The Lesson: Be Resolute Against Adultery in All Its Forms (Proverbs 7:24–27)

The wise father encourages his sons in verses 24–25a to guard their minds. Notice that the one son in verse 1 has become multiple sons by the end of the chapter—perhaps they were intrigued by the conversation they overheard from their father. This is a reaffirmation of verses one through five. Truth is given to sanctify God’s people and give them fullness of life on earth. Adultery reveals the presence of deeper sin—that of dissatisfaction with and a distrust of God and ends with spiritual disaster and death.

Solomon also counsels his sons to continue in what they had been taught—to not stray from the teaching—no matter what they hear to the contrary (v. 25b). Scripture frequently reminds us to remember and do (obey) the truth we know (see 2 Peter 1:12–13; 3:1–2).

The father’s sons were also to remember those who have previously been ruined (v. 26). Samson, David, and even Solomon (and far too many more) are all cautionary tales that should be remembered (see 1 Corinthians 10:11).

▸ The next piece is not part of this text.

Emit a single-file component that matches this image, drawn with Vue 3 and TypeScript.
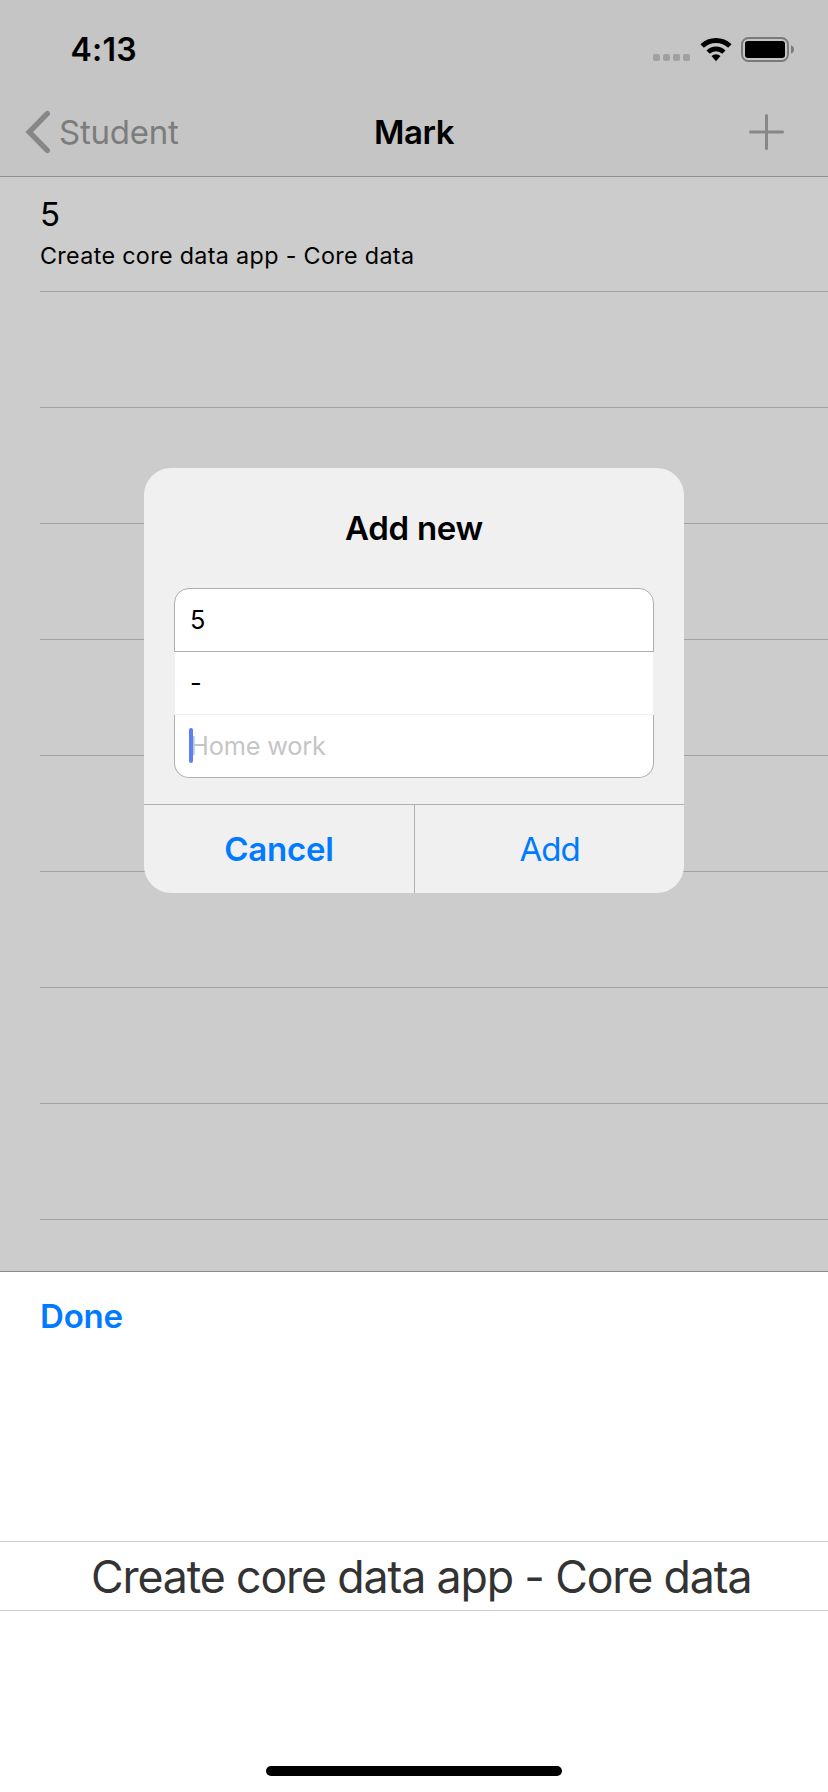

Finally, this wise father says to recognize sin for what it is (v. 27). He says “Her house is the way to Sheol.” Sheol symbolizes death in general, but it can also refer to the afterlife, either in judgment or blessing. Here the sense is likely physical death. Solomon is telling his boys, “Avoid adultery. It will kill you.” His reminder to them is an admonition to us—an antidote to the temptation to commit adultery is to remember its great consequence. It will kill you.

Longman offers a helpful summation to this section when he says,

[Solomon] does not say: “Son, don’t have sex with the strange woman because God tell you not to do it.” Rather, his argument is, “Son, don’t have sex with the strange woman because you will ruin your life and perhaps end it, and here is a story to illustrate what I am telling you.”

The headlines from today echo the headline from Proverbs 7. Adultery kills. Beware of your own responses and the motives of your heart when temptations for sexual indulgence arise. Illicit sex never has a good end. And help your counselees to also recognize the danger of “The Sad, Sad Story of Lies, Deceit, and Adultery.”